関ヶ原の戦いで西軍が総崩れとなる中、最後まで戦場に残っていた島津隊は、敵軍を正面突破して脱出します。この時、島津隊が取った戦法が「捨て奸(すてがまり)」です。
関ヶ原への参陣
慶長5年(1600)、関ヶ原の戦いが勃発すると、島津義弘は西軍として参陣します。しかし、本国から兵の増援がなく、義弘の手勢はわずかに1500人ほどでした。
これは、前年に義弘の子忠恒が家老の伊集院忠棟を殺害して内乱が起きており、当主義久と義弘が不和となったことが原因といわれています。
戦闘への不参加
西軍として参陣した島津家ですが、攻め込んできた東軍へは鉄砲射撃で追払いましたが、積極的には東軍へ攻撃を仕掛けず、戦闘を傍観している状況でした。
石田三成の家臣から東軍に攻撃するよう要請がきても取り合わず、直接指示をしに来た三成に「今日の合戦は、めいめい勝手に戦いましょう」と島津豊久が返答したといわれています。
敵中突破
小早川秀秋らが東軍に寝返ると、戦局が東軍に有利になります。その後、西軍は総崩れとなり敗走をはじめ、島津隊は戦場で孤立し退路を断たれました。

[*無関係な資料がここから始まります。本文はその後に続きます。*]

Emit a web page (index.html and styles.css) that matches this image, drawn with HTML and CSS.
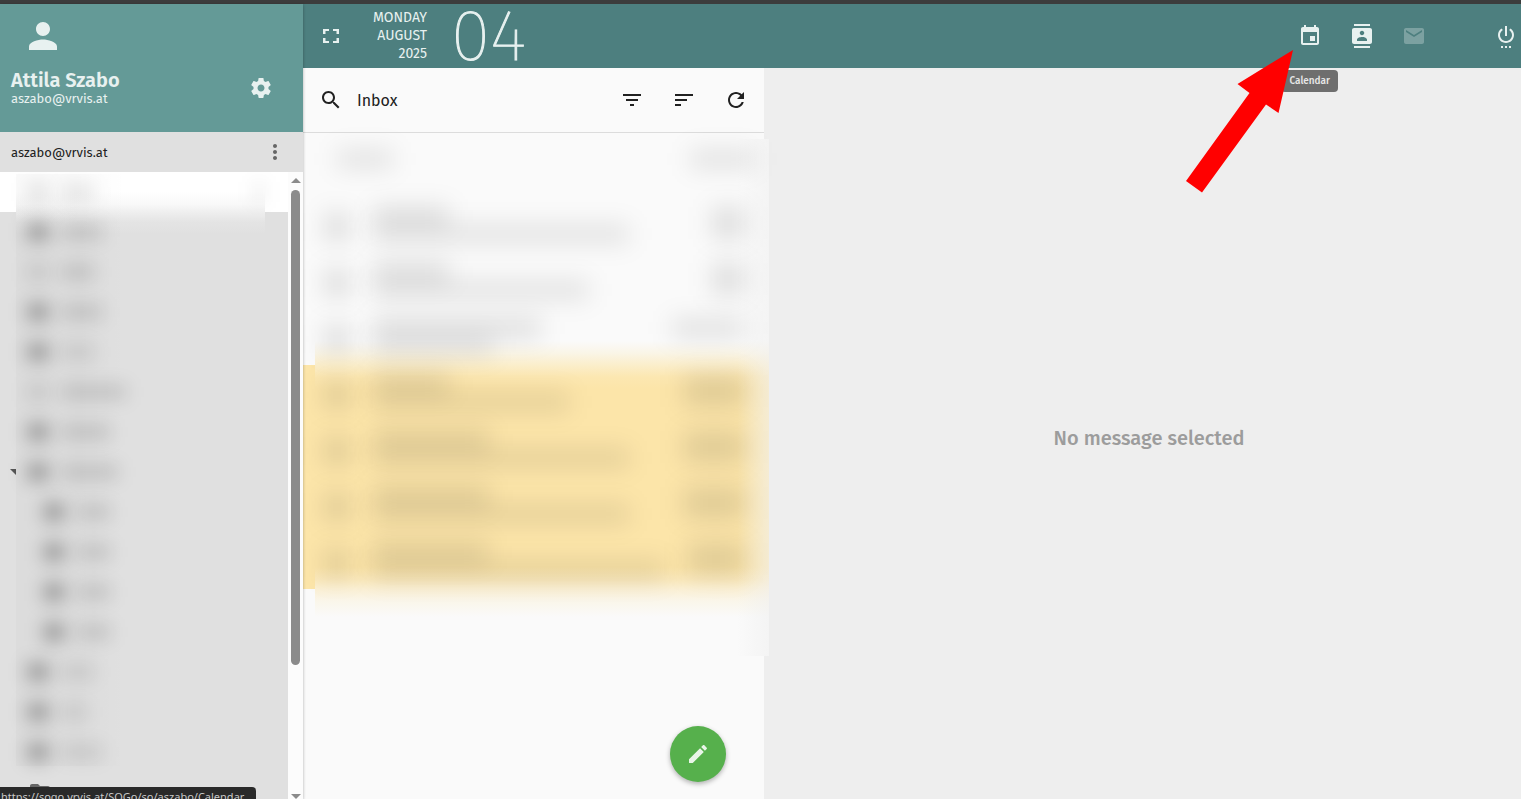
FILE: index.html
```html
<!DOCTYPE html>
<html lang="en">
<head>
<meta charset="utf-8">
<title>Inbox</title>
<link rel="stylesheet" href="styles.css">
</head>
<body>
<div class="app">
  <aside class="sidebar">
    <header class="profile">
      <svg class="avatar" viewBox="0 0 24 24" aria-hidden="true"><path d="M12 12c2.200 0 4-1.800 4-4s-1.800-4-4-4-4 1.800-4 4 1.800 4 4 4zm0 2c-2.700 0-8 1.300-8 4v2h16v-2c0-2.700-5.300-4-8-4z"/></svg>
      <div class="profile-row">
        <div class="identity">
          <strong class="name">Attila Szabo</strong>
          <span class="email">aszabo@vrvis.at</span>
        </div>
        <button class="icon-button light" aria-label="Preferences"><svg viewBox="0 0 24 24"><path d="M19.430 12.980c.04-.32.07-.64.07-.98s-.03-.66-.07-.98l2.110-1.650c.19-.15.24-.42.12-.64l-2-3.460c-.12-.22-.39-.3-.61-.22l-2.490 1c-.52-.4-1.080-.73-1.690-.98l-.38-2.650C14.460 2.180 14.250 2 14 2h-4c-.25 0-.46.18-.49.42l-.38 2.650c-.61.25-1.170.59-1.690.98l-2.490-1c-.23-.09-.49 0-.61.22l-2 3.460c-.13.22-.07.49.12.64l2.110 1.650c-.04.32-.07.65-.07.98s.03.66.07.98l-2.110 1.650c-.19.15-.24.42-.12.64l2 3.460c.12.22.39.3.61.22l2.490-1c.52.4 1.080.73 1.690.98l.38 2.650c.03.24.24.42.49.42h4c.25 0 .46-.18.49-.42l.38-2.650c.61-.25 1.170-.59 1.690-.98l2.490 1c.23.09.49 0 .61-.22l2-3.460c.12-.22.07-.49-.12-.64l-2.110-1.650zM12 15.500c-1.930 0-3.500-1.570-3.500-3.500s1.570-3.500 3.500-3.500 3.500 1.570 3.500 3.500-1.570 3.500-3.500 3.500z"/></svg></button>
      </div>
    </header>
    <div class="account">
      <span>aszabo@vrvis.at</span>
      <button class="icon-button more" aria-label="Account options"><svg viewBox="0 0 24 24"><path d="M12 8c1.100 0 2-.9 2-2s-.9-2-2-2-2 .9-2 2 .9 2 2 2zm0 2c-1.100 0-2 .9-2 2s.9 2 2 2 2-.9 2-2-.9-2-2-2zm0 6c-1.100 0-2 .9-2 2s.9 2 2 2 2-.9 2-2-.9-2-2-2z"/></svg></button>
    </div>
    <div class="folders">
      <div class="folder-veil"></div>
      <ul class="folder-list">
        <li class="active"><i class="pic pale"></i><i class="bar w32 pale"></i><i class="dots"></i></li>
        <li><i class="pic"></i><i class="bar w40"></i></li>
        <li><i class="pic pale"></i><i class="bar w32"></i></li>
        <li><i class="pic"></i><i class="bar w40"></i></li>
        <li><i class="pic"></i><i class="bar w32 pale"></i></li>
        <li><i class="pic pale"></i><i class="bar w64"></i></li>
        <li><i class="pic"></i><i class="bar w48"></i></li>
        <li class="open"><i class="pic"></i><i class="bar w56"></i></li>
        <li class="child"><i class="pic"></i><i class="bar w32"></i></li>
        <li class="child"><i class="pic"></i><i class="bar w32"></i></li>
        <li class="child"><i class="pic"></i><i class="bar w32"></i></li>
        <li class="child"><i class="pic"></i><i class="bar w32"></i></li>
        <li><i class="pic"></i><i class="bar w32 pale"></i></li>
        <li><i class="pic"></i><i class="bar w24 pale"></i></li>
        <li><i class="pic"></i><i class="bar w40 pale"></i></li>
        <li><svg class="folder" viewBox="0 0 24 24" aria-hidden="true"><path d="M10 4H4c-1.100 0-2 .9-2 2v12c0 1.100.9 2 2 2h16c1.100 0 2-.9 2-2V8c0-1.100-.9-2-2-2h-8z"/></svg></li>
      </ul>
      <div class="scrollbar"><i class="arrow up"></i><i class="thumb"></i><i class="arrow down"></i></div>
    </div>
  </aside>
  <div class="main">
    <header class="toolbar">
      <button class="icon-button light" aria-label="Full screen"><svg viewBox="0 0 24 24"><path d="M4 14v5h6v-2H6.500v-3zM4 10h2.500V7H10V5H4zM17.500 14v3H14v2h6v-5zM14 5v2h3.500v3H20V5z"/></svg></button>
      <div class="date"><span>MONDAY</span><span>AUGUST</span><span>2025</span></div>
      <div class="day">04</div>
      <nav class="modules">
        <a class="icon-button light calendar" href="#calendar" aria-label="Calendar"><svg viewBox="0 0 24 24"><path d="M17 12h-5v5h5zM16 1v2H8V1H6v2H5c-1.110 0-2 .9-2 2v14c0 1.100.89 2 2 2h14c1.100 0 2-.9 2-2V5c0-1.100-.9-2-2-2h-1V1zm3 18H5V8h14z"/></svg><span class="tooltip">Calendar</span></a>
        <a class="icon-button light" href="#contacts" aria-label="Address book"><svg viewBox="0 0 24 24"><path d="M20 0H4v2h16zM4 24h16v-2H4zM20 4H4c-1.100 0-2 .9-2 2v12c0 1.100.9 2 2 2h16c1.100 0 2-.9 2-2V6c0-1.100-.9-2-2-2zm-8 2.750c1.240 0 2.250 1.010 2.250 2.250s-1.010 2.250-2.250 2.250S9.750 10.240 9.750 9 10.760 6.750 12 6.750zM17 17H7v-1.500c0-1.670 3.330-2.500 5-2.500s5 .83 5 2.500z"/></svg></a>
        <a class="icon-button light dim" href="#mail" aria-label="Mail"><svg viewBox="0 0 24 24"><path d="M20 4H4c-1.100 0-2 .9-2 2v12c0 1.100.9 2 2 2h16c1.100 0 2-.9 2-2V6c0-1.100-.9-2-2-2zm0 4l-8 5-8-5V6l8 5 8-5z"/></svg></a>
      </nav>
      <button class="icon-button light" aria-label="Log out"><svg viewBox="0 0 24 24"><path d="M7 24h2v-2H7zm4 0h2v-2h-2zm2-22h-2v10h2zm3.560 2.440l-1.450 1.450C16.840 6.940 18 8.830 18 11c0 3.310-2.690 6-6 6s-6-2.690-6-6c0-2.170 1.160-4.060 2.880-5.120L7.440 4.440C5.360 5.880 4 8.280 4 11c0 4.420 3.580 8 8 8s8-3.580 8-8c0-2.720-1.360-5.120-3.440-6.560zM15 24h2v-2h-2z"/></svg></button>
    </header>
    <div class="panes">
      <section class="list-pane">
        <header class="list-header">
          <button class="icon-button" aria-label="Search"><svg viewBox="0 0 24 24"><path d="M15.500 14h-.79l-.28-.27C15.410 12.590 16 11.110 16 9.500 16 5.910 13.090 3 9.500 3S3 5.910 3 9.500 5.910 16 9.500 16c1.610 0 3.090-.59 4.230-1.570l.27.28v.79l5 4.990L20.490 19zm-6 0C7.010 14 5 11.990 5 9.500S7.010 5 9.500 5 14 7.010 14 9.500 11.990 14 9.500 14z"/></svg></button>
          <h1 class="title">Inbox</h1>
          <button class="icon-button" aria-label="Filter"><svg viewBox="0 0 24 24"><path d="M10 18h4v-2h-4zM3 6v2h18V6zm3 7h12v-2H6z"/></svg></button>
          <button class="icon-button" aria-label="Sort"><svg viewBox="0 0 24 24"><path d="M3 18h6v-2H3zM3 6v2h18V6zm0 7h12v-2H3z"/></svg></button>
          <button class="icon-button" aria-label="Refresh"><svg viewBox="0 0 24 24"><path d="M17.650 6.350C16.200 4.900 14.210 4 12 4c-4.420 0-7.990 3.580-7.990 8s3.570 8 7.990 8c3.730 0 6.840-2.550 7.730-6h-2.080c-.82 2.330-3.040 4-5.650 4-3.310 0-6-2.690-6-6s2.690-6 6-6c1.660 0 3.140.69 4.220 1.780L13 11h7V4z"/></svg></button>
        </header>
        <div class="messages">
          <div class="message-veil"></div>
          <div class="count-row"><i class="line c1"></i><i class="line c2"></i></div>
          <ul class="message-list">
            <li><i class="face"></i><div class="lines"><i class="line strong s1"></i><i class="line m4"></i></div><i class="stamp"></i></li>
            <li><i class="face"></i><div class="lines"><i class="line strong s1"></i><i class="line m3"></i></div><i class="stamp"></i></li>
            <li><i class="face"></i><div class="lines"><i class="line strong s3"></i><i class="line m1"></i></div><i class="stamp wide"></i></li>
            <li class="unread"><i class="face"></i><div class="lines"><i class="line strong s1"></i><i class="line m2"></i></div><i class="stamp mid"></i></li>
            <li class="unread"><i class="face"></i><div class="lines"><i class="line strong s2"></i><i class="line m4"></i></div><i class="stamp mid"></i></li>
            <li class="unread"><i class="face"></i><div class="lines"><i class="line strong s2"></i><i class="line m4"></i></div><i class="stamp mid"></i></li>
            <li class="unread"><i class="face"></i><div class="lines"><i class="line strong s2"></i><i class="line m5"></i></div><i class="stamp mid"></i></li>
          </ul>
        </div>
        <button class="compose" aria-label="Write a new message"><svg viewBox="0 0 24 24"><path d="M3 17.250V21h3.750L17.810 9.940l-3.750-3.750zM20.710 7.040c.39-.39.39-1.020 0-1.410l-2.340-2.340c-.39-.39-1.020-.39-1.410 0l-1.830 1.830 3.750 3.750z"/></svg></button>
      </section>
      <main class="reader"><p>No message selected</p></main>
    </div>
  </div>
</div>
<svg class="pointer" viewBox="0 0 110 144" aria-hidden="true"><path d="M108 0L93.500 63 81 54.500 17 142.500 1 131 64.500 43 52.500 34z"/></svg>
<div class="status">https://sogo.vrvis.at/SOGo/so/aszabo/Calendar</div>
</body>
</html>
```
FILE: styles.css
```css
* { box-sizing: border-box; }
body {
  margin: 0;
  height: 100vh;
  overflow: hidden;
  font-family: "Fira Sans", "Noto Sans", sans-serif;
  font-size: 16px;
  color: #212121;
  background: #eee;
}
ul { list-style: none; margin: 0; padding: 0; }
svg { display: block; fill: currentColor; }
.app { display: flex; height: 100vh; border-top: 4px solid #3c3c3c; }

.icon-button {
  display: flex;
  align-items: center;
  justify-content: center;
  flex: none;
  width: 40px;
  height: 40px;
  padding: 0;
  border: 0;
  background: none;
  color: #212121;
}
.icon-button svg { width: 24px; height: 24px; }
.light { color: #e8f1f0; }

.sidebar {
  position: relative;
  z-index: 1;
  flex: none;
  display: flex;
  flex-direction: column;
  width: 303px;
  background: #e0e0e0;
  box-shadow: 0 1px 3px rgba(0, 0, 0, .3);
}
.profile {
  height: 128px;
  padding: 11px 22px 0 11px;
  background: #649a97;
  color: #e8f1f0;
}
.avatar { width: 42px; height: 42px; margin-left: 11px; }
.profile-row { display: flex; justify-content: space-between; align-items: center; height: 62px; }
.identity { display: flex; flex-direction: column; }
.name { font-size: 20px; line-height: 22px; font-weight: 600; }
.email { font-size: 13px; line-height: 16px; }
.account {
  display: flex;
  align-items: center;
  justify-content: space-between;
  height: 40px;
  padding: 0 8px 0 11px;
  font-size: 13px;
}
.more { color: #666; }

.folders { position: relative; display: flex; flex: 1; min-height: 0; overflow: hidden; }
.folder-list { flex: 1; }
.folder-list li { display: flex; align-items: center; gap: 14px; height: 40px; padding-left: 28px; }
.folder-list .active { background: #fff; }
.folder-list .child { padding-left: 44px; }
.folder-list .open { padding-left: 10px; gap: 6px; }
.open::before { content: ""; border: 6px solid transparent; border-top-color: #555; border-bottom: 0; }
.open .bar { margin-left: 8px; }
.pic, .bar, .dots { filter: blur(9px); }
.pic { width: 20px; height: 18px; background: rgba(0, 0, 0, .32); }
.bar { height: 14px; background: rgba(0, 0, 0, .14); }
.pale { background: rgba(0, 0, 0, .1); }
.dots { width: 6px; height: 20px; margin: 0 26px 0 auto; background: rgba(0, 0, 0, .12); }
.w24 { width: 24px; }
.w32 { width: 32px; }
.w40 { width: 40px; }
.w48 { width: 48px; }
.w56 { width: 56px; }
.w64 { width: 64px; }
.folder { width: 24px; height: 24px; color: #666; }

.folder-veil {
  position: absolute;
  top: 2px;
  left: 16px;
  right: 38px;
  height: 592px;
  background:
    linear-gradient(90deg, rgba(0, 0, 0, .02), rgba(0, 0, 0, .02) 60px, transparent 110px),
    linear-gradient(#fff 18px, #f9f9f9 30px, #efefef 38px, #e4e4e4 48px, #e0e0e0 60px);
}

.scrollbar {
  display: flex;
  flex-direction: column;
  align-items: center;
  flex: none;
  width: 15px;
  padding-top: 6px;
  background: #fcfcfc;
}
.arrow { border: 5px solid transparent; }
.up { border-top: 0; border-bottom-color: #8b8b8b; }
.down { border-bottom: 0; border-top-color: #8b8b8b; margin-top: auto; }
.thumb { width: 9px; height: 475px; margin-top: 7px; border-radius: 5px; background: #8b8b8b; }

.main { flex: 1; min-width: 0; display: flex; flex-direction: column; }
.toolbar {
  display: flex;
  align-items: center;
  flex: none;
  height: 64px;
  padding-left: 8px;
  background: #4d7f7f;
  color: #e8f1f0;
}
.toolbar > .icon-button:last-child { margin-right: -5px; }
.date {
  display: flex;
  flex-direction: column;
  width: 76px;
  font-size: 14px;
  line-height: 18px;
  text-align: right;
}
.day {
  margin-left: 24px;
  font-family: "Fira Sans", Lato, sans-serif;
  font-size: 72px;
  line-height: 64px;
  font-weight: 100;
  -webkit-text-stroke: 1px currentColor;
}
.modules { display: flex; gap: 12px; margin-left: auto; margin-right: 52px; }
.calendar { position: relative; text-decoration: none; }
.dim { opacity: .3; }
.tooltip {
  position: absolute;
  top: 54px;
  right: -8px;
  z-index: 2;
  padding: 0 8px;
  border-radius: 4px;
  background: #6e6e6e;
  color: #e8e8e8;
  font-size: 10px;
  line-height: 22px;
  font-weight: 500;
}
.panes { display: flex; flex: 1; min-height: 0; }
.list-pane { position: relative; flex: none; width: 38%; max-width: 461px; background: #fafafa; }
.list-header {
  display: flex;
  align-items: center;
  height: 65px;
  padding: 0 8px;
  border-bottom: 1px solid #dcdcdc;
}
.list-header .icon-button + .icon-button { margin-left: 12px; }
.title { flex: 1; margin: 0 0 0 6px; font-size: 16px; font-weight: 400; }

.messages { position: relative; }
.count-row { display: flex; justify-content: space-between; align-items: center; height: 64px; padding: 0 10px 12px 34px; }
.message-list li { display: flex; gap: 24px; height: 56px; padding: 10px 20px 0 22px; }
.message-list .unread { background: #fce5a9; }
.face, .line, .stamp { filter: blur(12px); }
.face { width: 24px; height: 28px; margin-top: 6px; background: rgba(0, 0, 0, .12); }
.lines { flex: 1; }
.line { display: block; height: 18px; background: rgba(0, 0, 0, .1); }
.strong { background: rgba(0, 0, 0, .12); }
.stamp { width: 32px; height: 32px; background: rgba(0, 0, 0, .11); }
.mid { width: 60px; }
.wide { width: 72px; height: 18px; }
.c1 { width: 56px; }
.c2 { width: 64px; }
.s1 { width: 76px; }
.s2 { width: 116px; }
.s3 { width: 168px; }
.m1 { width: 120px; }
.m2 { width: 196px; }
.m3 { width: 216px; }
.m4 { width: 256px; }
.m5 { width: 292px; }
.message-veil {
  position: absolute;
  top: 6px;
  left: 12px;
  right: -5px;
  height: 517px;
  background:
    linear-gradient(90deg, transparent calc(100% - 32px), rgba(240, 240, 240, .6)),
    linear-gradient(#fafafa 202px, #faf5e7 214px, #fbeecb 226px, #fce7b1 238px, #fce5a9 250px, #fce5a9 428px, #fbe9bb 440px, #fbf0d4 450px, #faf6ea 462px, #fafafa 478px);
}
.compose {
  position: absolute;
  right: 38px;
  bottom: 17px;
  display: flex;
  align-items: center;
  justify-content: center;
  width: 56px;
  height: 56px;
  padding: 0;
  border: 0;
  border-radius: 50%;
  background: #56b04c;
  color: #e9f5e8;
  box-shadow: 0 2px 5px rgba(0, 0, 0, .3);
}
.compose svg { width: 24px; height: 24px; }
.reader { flex: 1; display: flex; align-items: center; justify-content: center; padding: 9px 0 0 13px; }
.reader p { margin: 0; color: #9c9c9c; font-size: 20px; line-height: 24px; font-weight: 500; }

.pointer { position: absolute; top: 50px; right: 226px; z-index: 3; width: 110px; height: 144px; fill: #f00; }
.status {
  position: absolute;
  left: 0;
  bottom: -8px;
  z-index: 2;
  height: 20px;
  padding: 0 12px 0 1px;
  border-radius: 0 4px 0 0;
  background: #292929;
  color: #c8c8c8;
  font-family: "Noto Sans", sans-serif;
  font-size: 11px;
  line-height: 20px;
}
```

この時義弘がとった方法が、敵の陣中を正面から突っ切る敵中突破です。しかし東軍の追撃は激しく、島津隊は「捨て奸」で時間を稼ぎました。
家臣たちの必死の防戦で、義弘はなんとか戦場を離脱することに成功します。
その後、義弘は畿内にしばらく潜伏した後、薩摩国に帰還しますが、無事帰国できたのはわずか80数名だったといわれています。
捨て奸(すてがまり)
「捨て奸」とは、島津隊が島津の退き口を決行した際の戦法です。これは、敵軍の中を正面突破し、敵を足止めしている間に、本隊(義弘)を逃れさせるというものでした。
追撃する敵を食い止めるため、殿部隊からさらに小部隊を選抜して敵を食い止め、全滅したらまた新たに小部隊を置くという戦法でした。その戦法は「座禅陣」ともいわれ、小部隊の兵はあぐらをかいて銃を構え、敵を銃撃しました。
島津豊久はこの戦闘において殿軍を務めましたが、東軍の追撃は激しく島津隊は多数の犠牲を出し、井伊直政勢と乱戦になったため、豊久は義弘の身代わりとなって、付き従う家臣13騎と共に敵軍へ突入して討死しました。
「捨て奸」の方法には諸説ありますが、とにかく義弘が無事に戦場を脱出できたことは間違いありません。
なお、井伊直政はこの戦いで島津軍から受けた鉄砲傷の影響により翌々年に死去しています。
関ヶ原の戦い後の島津家
薩摩に帰国した義弘は、家康との和睦交渉を開始しながらも、同時に防備を増強し、徹底抗戦の構えをみせます。
この島津家の外交は成功し、2年後の慶長7年(1602)、西軍への参加を不問とされ、全く減封されることなく、領土を安堵されました。島津隊の退却戦での勇猛果敢ぶりが関係しているといわれています。
関ヶ原の戦い後の情勢不安定の中、島津を敵に回すことの恐ろしさを家康が感じたことが、西軍に付きながらも唯一領土安堵となったのでしょう。